Below are entries; repeat exactly, and nothing else, the lines from the one holding "Generate a component" through the one holding "const EMPTY_ROWS = 11;", inclusive. Leave the pictures out.

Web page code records
%%
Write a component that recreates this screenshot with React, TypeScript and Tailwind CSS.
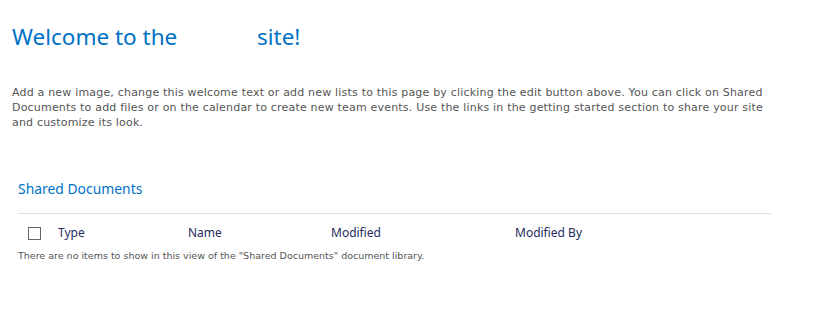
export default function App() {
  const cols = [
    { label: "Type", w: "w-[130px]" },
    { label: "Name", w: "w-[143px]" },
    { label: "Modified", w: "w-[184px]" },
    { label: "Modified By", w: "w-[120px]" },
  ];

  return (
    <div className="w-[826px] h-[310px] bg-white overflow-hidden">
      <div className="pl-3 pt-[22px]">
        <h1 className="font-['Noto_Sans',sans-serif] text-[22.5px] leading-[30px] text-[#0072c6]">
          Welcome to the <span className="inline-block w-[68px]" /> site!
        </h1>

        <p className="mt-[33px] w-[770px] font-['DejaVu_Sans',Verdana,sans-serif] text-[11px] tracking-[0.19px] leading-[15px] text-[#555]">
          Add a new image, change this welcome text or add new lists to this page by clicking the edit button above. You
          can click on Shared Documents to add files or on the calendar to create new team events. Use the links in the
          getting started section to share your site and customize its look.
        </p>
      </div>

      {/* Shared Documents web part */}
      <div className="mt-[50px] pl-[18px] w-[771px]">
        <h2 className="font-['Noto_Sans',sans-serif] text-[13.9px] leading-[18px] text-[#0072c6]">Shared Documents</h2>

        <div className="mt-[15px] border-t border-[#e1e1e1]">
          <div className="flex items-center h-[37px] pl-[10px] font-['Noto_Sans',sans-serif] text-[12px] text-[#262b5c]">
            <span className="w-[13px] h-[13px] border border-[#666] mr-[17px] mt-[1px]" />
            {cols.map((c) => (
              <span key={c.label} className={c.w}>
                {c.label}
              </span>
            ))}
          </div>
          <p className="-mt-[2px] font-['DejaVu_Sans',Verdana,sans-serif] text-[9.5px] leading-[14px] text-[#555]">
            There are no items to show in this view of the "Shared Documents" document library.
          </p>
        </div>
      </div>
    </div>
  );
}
%%
%%
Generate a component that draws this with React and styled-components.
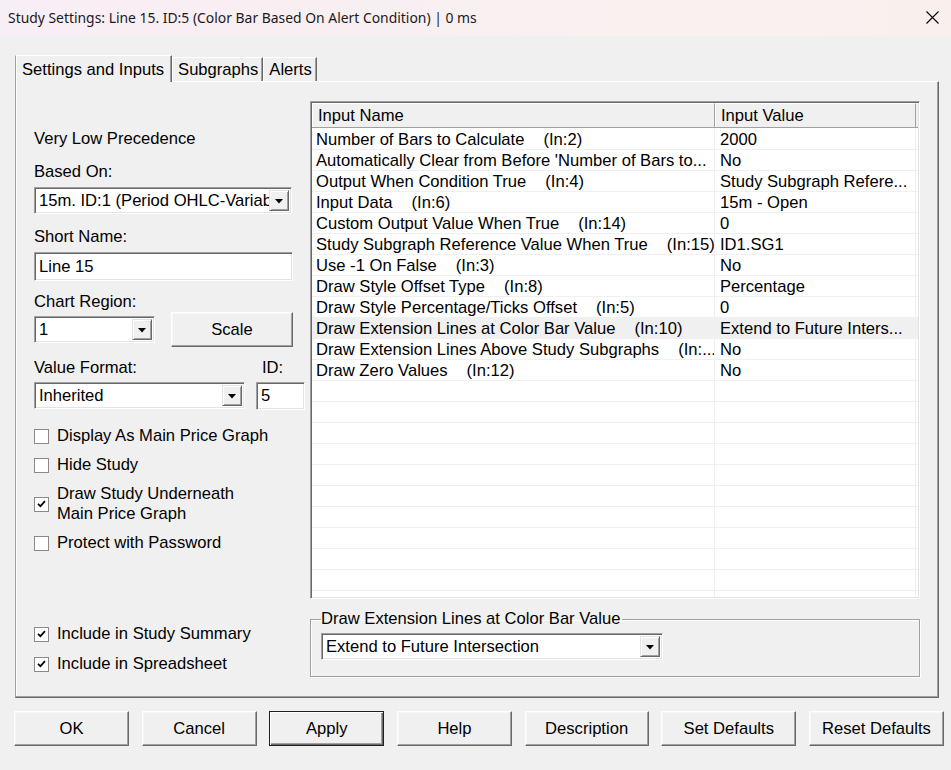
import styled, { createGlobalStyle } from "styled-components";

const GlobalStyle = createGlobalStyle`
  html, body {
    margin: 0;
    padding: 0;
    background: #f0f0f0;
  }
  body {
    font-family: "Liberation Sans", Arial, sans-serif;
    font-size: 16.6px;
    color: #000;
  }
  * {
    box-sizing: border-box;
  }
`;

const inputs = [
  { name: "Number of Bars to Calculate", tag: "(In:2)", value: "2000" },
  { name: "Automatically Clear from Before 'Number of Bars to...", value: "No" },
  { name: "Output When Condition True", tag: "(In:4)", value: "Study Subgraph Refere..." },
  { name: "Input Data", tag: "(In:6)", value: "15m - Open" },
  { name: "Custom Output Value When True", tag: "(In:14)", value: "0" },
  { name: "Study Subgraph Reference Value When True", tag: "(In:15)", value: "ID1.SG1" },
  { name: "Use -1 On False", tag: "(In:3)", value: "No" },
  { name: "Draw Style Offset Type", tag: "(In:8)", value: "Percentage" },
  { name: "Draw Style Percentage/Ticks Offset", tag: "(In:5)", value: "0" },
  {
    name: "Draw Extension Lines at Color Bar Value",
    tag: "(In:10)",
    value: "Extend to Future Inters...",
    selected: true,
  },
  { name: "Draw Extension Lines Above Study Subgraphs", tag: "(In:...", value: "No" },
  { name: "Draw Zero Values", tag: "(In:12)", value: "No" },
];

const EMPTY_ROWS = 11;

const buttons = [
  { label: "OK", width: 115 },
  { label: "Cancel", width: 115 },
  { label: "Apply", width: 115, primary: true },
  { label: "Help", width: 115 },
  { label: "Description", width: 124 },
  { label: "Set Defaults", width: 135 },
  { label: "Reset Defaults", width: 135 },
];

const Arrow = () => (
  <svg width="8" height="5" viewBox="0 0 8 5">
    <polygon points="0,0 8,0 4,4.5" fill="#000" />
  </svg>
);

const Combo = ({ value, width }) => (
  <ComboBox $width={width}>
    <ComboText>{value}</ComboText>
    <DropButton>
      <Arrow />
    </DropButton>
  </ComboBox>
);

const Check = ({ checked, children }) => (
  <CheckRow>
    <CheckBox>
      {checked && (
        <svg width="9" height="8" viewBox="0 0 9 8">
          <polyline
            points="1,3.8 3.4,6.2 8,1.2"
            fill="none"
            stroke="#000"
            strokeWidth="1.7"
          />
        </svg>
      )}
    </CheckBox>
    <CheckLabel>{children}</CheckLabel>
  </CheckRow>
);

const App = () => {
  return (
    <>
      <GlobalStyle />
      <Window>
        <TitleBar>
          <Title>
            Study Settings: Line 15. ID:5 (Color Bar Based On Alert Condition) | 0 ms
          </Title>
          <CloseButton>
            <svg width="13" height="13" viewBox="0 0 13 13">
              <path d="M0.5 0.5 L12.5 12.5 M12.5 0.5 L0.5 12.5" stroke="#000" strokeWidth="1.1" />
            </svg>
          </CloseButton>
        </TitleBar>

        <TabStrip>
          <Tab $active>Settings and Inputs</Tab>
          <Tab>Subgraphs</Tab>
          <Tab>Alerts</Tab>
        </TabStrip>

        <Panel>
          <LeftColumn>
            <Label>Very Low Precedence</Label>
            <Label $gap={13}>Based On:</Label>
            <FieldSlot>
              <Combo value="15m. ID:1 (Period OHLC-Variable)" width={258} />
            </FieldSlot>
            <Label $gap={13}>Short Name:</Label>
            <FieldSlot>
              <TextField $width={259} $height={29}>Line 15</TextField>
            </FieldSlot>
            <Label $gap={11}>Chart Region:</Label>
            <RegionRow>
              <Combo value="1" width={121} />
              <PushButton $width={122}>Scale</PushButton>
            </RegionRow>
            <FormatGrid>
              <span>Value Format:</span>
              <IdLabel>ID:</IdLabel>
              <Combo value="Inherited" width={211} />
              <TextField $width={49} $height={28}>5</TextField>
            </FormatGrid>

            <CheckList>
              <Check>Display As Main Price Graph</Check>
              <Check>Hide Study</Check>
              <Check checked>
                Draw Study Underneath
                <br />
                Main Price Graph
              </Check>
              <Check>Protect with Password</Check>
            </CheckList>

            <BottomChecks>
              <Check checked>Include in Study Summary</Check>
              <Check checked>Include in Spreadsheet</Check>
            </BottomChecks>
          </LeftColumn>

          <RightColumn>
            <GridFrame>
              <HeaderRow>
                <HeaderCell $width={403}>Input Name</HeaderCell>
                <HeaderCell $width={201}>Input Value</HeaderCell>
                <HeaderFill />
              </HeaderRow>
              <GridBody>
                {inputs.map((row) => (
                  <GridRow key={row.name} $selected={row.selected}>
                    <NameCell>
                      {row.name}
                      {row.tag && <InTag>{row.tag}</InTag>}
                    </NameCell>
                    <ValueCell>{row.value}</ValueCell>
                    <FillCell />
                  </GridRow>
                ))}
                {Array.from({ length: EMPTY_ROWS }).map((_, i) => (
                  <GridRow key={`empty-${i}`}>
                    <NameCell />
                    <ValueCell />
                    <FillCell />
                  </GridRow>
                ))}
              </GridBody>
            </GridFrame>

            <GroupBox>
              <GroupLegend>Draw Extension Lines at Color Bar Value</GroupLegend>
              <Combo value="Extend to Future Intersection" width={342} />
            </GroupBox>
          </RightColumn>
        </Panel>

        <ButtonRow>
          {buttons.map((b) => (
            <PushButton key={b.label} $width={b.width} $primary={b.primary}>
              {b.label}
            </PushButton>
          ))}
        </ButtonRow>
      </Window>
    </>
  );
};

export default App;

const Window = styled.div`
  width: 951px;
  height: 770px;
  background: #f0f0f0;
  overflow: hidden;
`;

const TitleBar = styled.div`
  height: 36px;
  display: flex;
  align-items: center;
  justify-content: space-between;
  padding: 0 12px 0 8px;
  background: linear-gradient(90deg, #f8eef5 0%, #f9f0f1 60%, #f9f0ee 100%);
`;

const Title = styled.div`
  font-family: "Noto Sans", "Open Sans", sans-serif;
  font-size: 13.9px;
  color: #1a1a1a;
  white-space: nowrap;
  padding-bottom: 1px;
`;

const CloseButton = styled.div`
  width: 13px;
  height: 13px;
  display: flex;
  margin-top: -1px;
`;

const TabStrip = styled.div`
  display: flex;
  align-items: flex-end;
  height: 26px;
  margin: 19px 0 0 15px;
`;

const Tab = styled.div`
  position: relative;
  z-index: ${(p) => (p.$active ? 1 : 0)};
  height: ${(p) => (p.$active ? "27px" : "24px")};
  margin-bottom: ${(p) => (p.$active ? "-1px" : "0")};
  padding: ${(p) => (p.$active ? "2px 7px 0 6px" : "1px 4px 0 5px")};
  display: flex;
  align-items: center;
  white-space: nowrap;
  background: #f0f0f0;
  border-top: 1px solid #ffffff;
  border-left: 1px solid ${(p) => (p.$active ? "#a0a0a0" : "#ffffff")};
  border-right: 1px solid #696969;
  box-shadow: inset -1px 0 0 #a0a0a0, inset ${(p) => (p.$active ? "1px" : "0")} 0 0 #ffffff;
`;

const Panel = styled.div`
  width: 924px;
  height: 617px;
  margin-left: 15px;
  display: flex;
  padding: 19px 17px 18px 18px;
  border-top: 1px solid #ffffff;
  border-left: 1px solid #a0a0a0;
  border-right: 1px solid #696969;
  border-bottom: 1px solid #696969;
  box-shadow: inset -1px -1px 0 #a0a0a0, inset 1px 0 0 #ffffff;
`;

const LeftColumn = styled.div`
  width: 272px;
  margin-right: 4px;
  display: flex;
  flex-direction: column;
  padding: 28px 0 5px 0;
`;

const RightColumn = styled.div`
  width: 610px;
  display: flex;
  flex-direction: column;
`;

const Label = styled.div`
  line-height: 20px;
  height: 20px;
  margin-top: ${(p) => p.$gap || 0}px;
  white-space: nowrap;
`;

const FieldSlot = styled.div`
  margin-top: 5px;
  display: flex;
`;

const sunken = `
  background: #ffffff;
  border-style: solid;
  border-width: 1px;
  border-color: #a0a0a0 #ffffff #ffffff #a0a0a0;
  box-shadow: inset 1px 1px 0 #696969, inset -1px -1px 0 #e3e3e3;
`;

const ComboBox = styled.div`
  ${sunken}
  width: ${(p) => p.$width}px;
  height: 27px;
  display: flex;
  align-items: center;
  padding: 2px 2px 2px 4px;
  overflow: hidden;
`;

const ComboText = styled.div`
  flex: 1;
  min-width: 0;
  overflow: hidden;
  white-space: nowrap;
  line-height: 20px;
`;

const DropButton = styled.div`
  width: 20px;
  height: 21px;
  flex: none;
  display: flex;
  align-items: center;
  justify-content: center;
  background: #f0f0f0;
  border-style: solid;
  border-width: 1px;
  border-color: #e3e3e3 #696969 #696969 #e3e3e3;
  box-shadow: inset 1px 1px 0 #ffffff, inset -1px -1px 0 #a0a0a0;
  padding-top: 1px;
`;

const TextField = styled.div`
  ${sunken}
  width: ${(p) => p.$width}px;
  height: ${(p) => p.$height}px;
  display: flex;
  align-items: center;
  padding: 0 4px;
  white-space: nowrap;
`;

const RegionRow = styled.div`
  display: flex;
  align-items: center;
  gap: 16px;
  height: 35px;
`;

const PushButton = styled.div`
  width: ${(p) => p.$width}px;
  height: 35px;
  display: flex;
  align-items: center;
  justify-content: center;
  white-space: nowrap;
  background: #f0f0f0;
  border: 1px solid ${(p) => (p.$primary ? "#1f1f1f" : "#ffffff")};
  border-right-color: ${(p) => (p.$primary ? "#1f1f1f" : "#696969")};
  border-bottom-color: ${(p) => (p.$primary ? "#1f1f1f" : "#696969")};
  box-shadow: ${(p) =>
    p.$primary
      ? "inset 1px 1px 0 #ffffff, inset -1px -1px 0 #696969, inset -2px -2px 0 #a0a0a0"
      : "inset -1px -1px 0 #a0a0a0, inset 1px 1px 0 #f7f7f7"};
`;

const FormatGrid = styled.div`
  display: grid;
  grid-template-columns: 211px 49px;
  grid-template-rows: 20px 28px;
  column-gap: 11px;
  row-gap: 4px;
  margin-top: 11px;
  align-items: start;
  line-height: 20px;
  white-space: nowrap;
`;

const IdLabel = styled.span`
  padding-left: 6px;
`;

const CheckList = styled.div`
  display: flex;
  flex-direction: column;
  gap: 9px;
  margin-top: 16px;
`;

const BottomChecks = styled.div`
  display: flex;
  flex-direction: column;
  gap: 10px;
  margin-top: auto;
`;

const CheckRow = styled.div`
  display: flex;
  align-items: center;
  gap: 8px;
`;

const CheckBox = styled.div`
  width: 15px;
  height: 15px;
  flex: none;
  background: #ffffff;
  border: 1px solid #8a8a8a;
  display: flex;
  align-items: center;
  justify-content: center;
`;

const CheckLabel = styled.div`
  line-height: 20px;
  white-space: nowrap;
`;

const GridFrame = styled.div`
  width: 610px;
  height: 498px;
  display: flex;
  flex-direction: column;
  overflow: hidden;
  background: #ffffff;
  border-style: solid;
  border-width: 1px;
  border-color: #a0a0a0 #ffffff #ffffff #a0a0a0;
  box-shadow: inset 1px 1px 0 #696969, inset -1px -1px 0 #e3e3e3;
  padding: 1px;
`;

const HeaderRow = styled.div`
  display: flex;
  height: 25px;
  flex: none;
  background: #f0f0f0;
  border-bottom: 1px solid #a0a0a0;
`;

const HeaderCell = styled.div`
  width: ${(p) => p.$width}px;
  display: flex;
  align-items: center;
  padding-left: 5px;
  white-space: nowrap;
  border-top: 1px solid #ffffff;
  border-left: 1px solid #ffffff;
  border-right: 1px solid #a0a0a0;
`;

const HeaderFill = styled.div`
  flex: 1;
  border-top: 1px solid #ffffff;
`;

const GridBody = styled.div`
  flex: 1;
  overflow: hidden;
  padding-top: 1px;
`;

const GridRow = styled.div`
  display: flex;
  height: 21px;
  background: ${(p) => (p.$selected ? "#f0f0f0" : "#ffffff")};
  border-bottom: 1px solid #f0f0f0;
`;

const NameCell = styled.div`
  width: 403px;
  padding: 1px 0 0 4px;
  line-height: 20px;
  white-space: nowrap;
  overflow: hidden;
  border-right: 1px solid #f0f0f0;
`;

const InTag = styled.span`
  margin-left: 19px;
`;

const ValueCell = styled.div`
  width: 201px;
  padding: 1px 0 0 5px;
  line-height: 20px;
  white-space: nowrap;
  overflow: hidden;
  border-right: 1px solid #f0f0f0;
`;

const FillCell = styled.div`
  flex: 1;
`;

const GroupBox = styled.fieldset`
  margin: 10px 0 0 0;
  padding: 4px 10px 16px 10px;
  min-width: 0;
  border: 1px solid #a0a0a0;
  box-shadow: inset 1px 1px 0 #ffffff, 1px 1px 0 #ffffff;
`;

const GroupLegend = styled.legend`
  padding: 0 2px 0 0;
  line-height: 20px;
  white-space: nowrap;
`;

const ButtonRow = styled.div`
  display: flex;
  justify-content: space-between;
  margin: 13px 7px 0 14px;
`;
%%
◆ Correct answer:
Generate a component that draws this with React and styled-components.
import styled, { createGlobalStyle } from "styled-components";

const GlobalStyle = createGlobalStyle`
  html, body {
    margin: 0;
    padding: 0;
    background: #f0f0f0;
  }
  body {
    font-family: "Liberation Sans", Arial, sans-serif;
    font-size: 16.6px;
    color: #000;
  }
  * {
    box-sizing: border-box;
  }
`;

const inputs = [
  { name: "Number of Bars to Calculate", tag: "(In:2)", value: "2000" },
  { name: "Automatically Clear from Before 'Number of Bars to...", value: "No" },
  { name: "Output When Condition True", tag: "(In:4)", value: "Study Subgraph Refere..." },
  { name: "Input Data", tag: "(In:6)", value: "15m - Open" },
  { name: "Custom Output Value When True", tag: "(In:14)", value: "0" },
  { name: "Study Subgraph Reference Value When True", tag: "(In:15)", value: "ID1.SG1" },
  { name: "Use -1 On False", tag: "(In:3)", value: "No" },
  { name: "Draw Style Offset Type", tag: "(In:8)", value: "Percentage" },
  { name: "Draw Style Percentage/Ticks Offset", tag: "(In:5)", value: "0" },
  {
    name: "Draw Extension Lines at Color Bar Value",
    tag: "(In:10)",
    value: "Extend to Future Inters...",
    selected: true,
  },
  { name: "Draw Extension Lines Above Study Subgraphs", tag: "(In:...", value: "No" },
  { name: "Draw Zero Values", tag: "(In:12)", value: "No" },
];

const EMPTY_ROWS = 11;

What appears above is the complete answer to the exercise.